- Leading with Character and Competence
- Timothy R.Clark
- 408字
- 2021-03-30 03:52:28
PART ONE The Four Cornerstones of Character
LEADERSHIP BEGINS WITH CHARACTER. IF YOU START building competence without the footings and foundation of character in place, you will implode when there’s pressure, stress, or the temptation to accept an unearned reward.
Integrity
The first cornerstone of character is integrity. Integrity is about basic honesty and squaring up to who you are and what you believe. Integrity accelerates your personal development as you avoid feigned attempts to be amoral. When you avoid ethical misconduct and self-justification, your modeling behavior becomes astonishingly powerful. You deal justly with others because you deal justly with yourself. You put forth your best personal effort. You are careful to take credit and generous in giving it.
Humility
The second cornerstone of character is humility. Humility is a companion to integrity and is the unresented acknowledgment of your own dependency and ignorance. It’s the capacity to avoid hubris and the reality distortion field it creates.The more humility you have, the clearer your thoughts and the cleaner your actions. Humility does three amazing things: First, it keeps you safe from the perils of your own ego. Second, it brings you more satisfaction as you rejoice in the success of others. Third, it makes you more willing and able to change.
Accountability
The third cornerstone of character is accountability. Great leaders are not only willing but eager to be answerable for their results. Isn’t it interesting that poor leaders hate to be measured and great leaders can’t wait? When you model the principle of accountability, you do not deflect personal responsibility, you understand that hiding is a false concept, and you always assume that private choices leak into public consequences.
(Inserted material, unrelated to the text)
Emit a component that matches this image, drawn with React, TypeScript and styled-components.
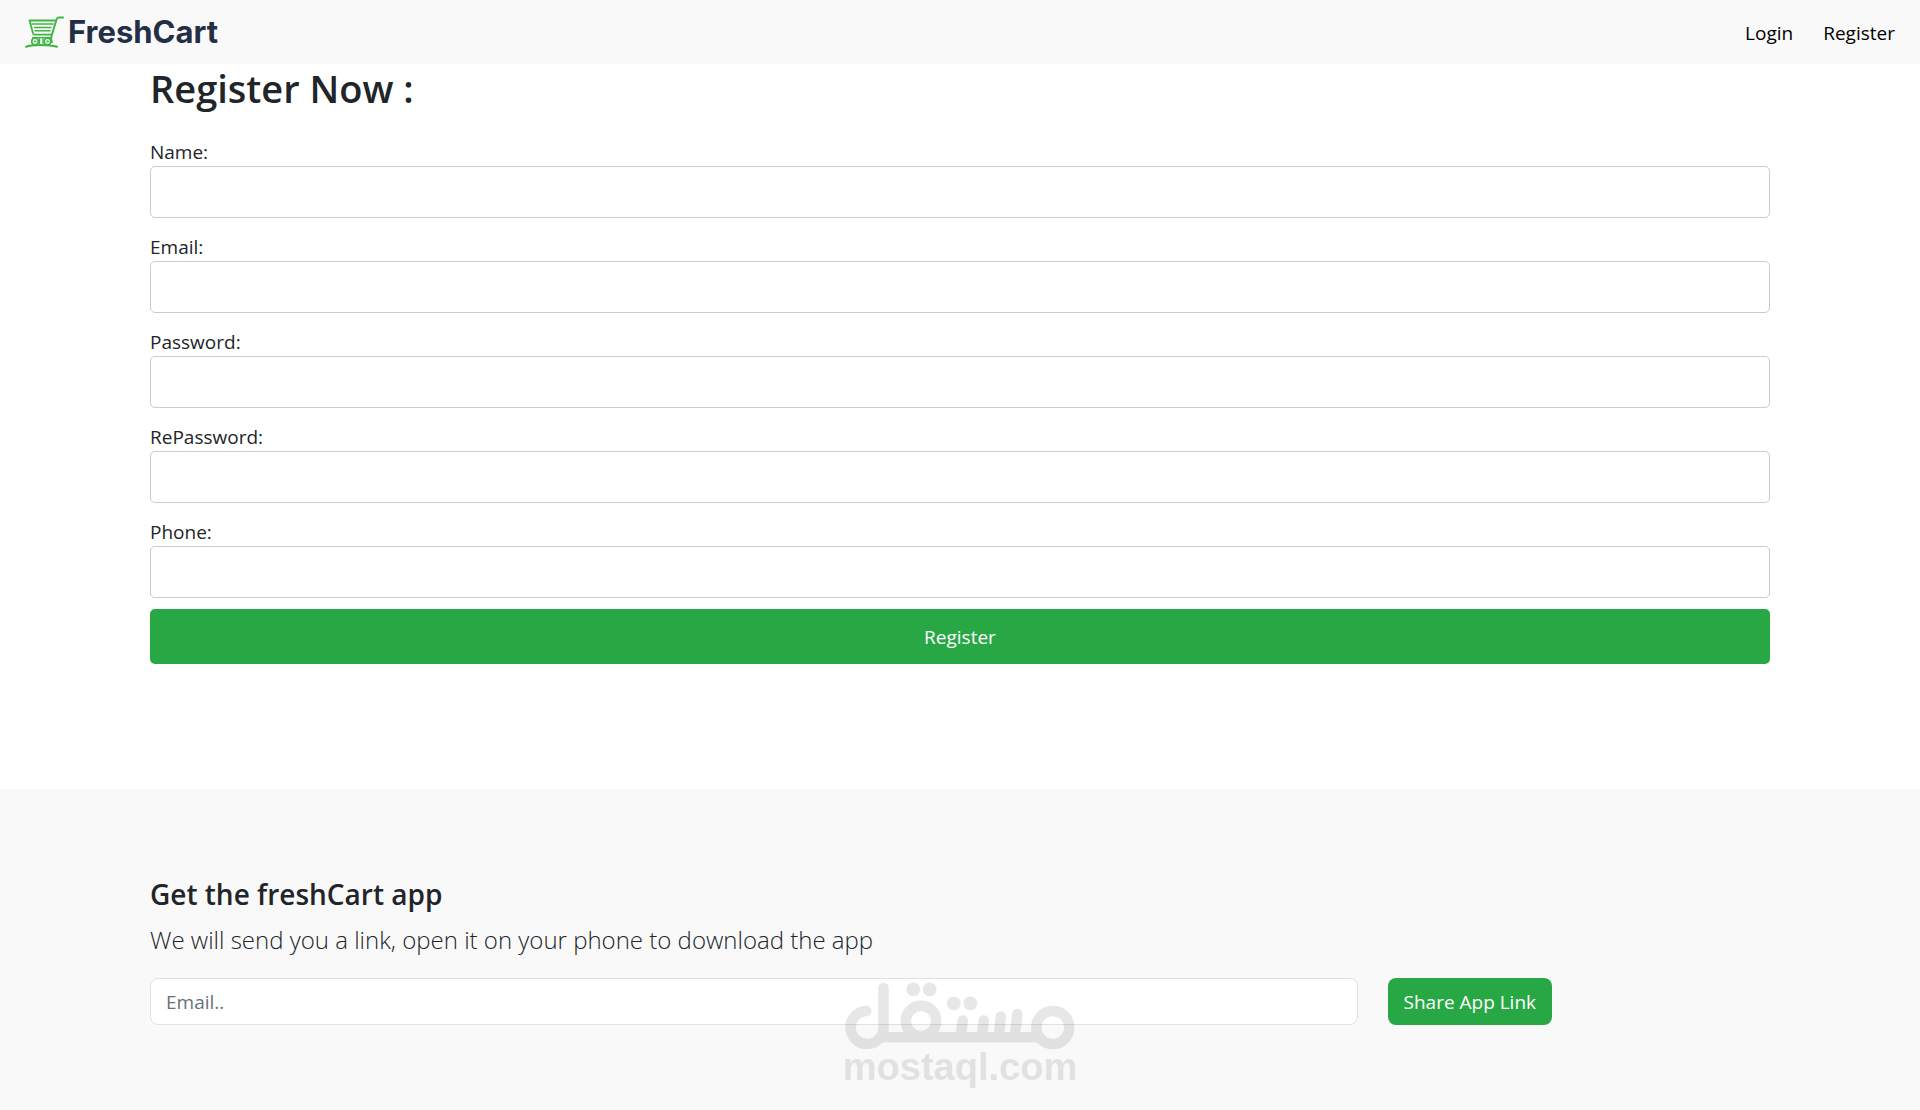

Finally, accountability means finishing what you start and resisting all forms of entitlement along the way.
Courage
The fourth and final cornerstone of character is courage. To have courage is to resist and challenge the forces of the status quo when necessary. You are the one who has to upend the state of affairs and rebel against the popular culture. You are the creator, not the caretaker. You have a heavier social, emotional, intellectual, spiritual, and physical burden to bear. You avoid the soft quit—where you deliberately lessen your effort and eliminate any chance of success—and maintain the discipline to make something happen. Finally, you have the courage to set stretch goals that fire the imagination.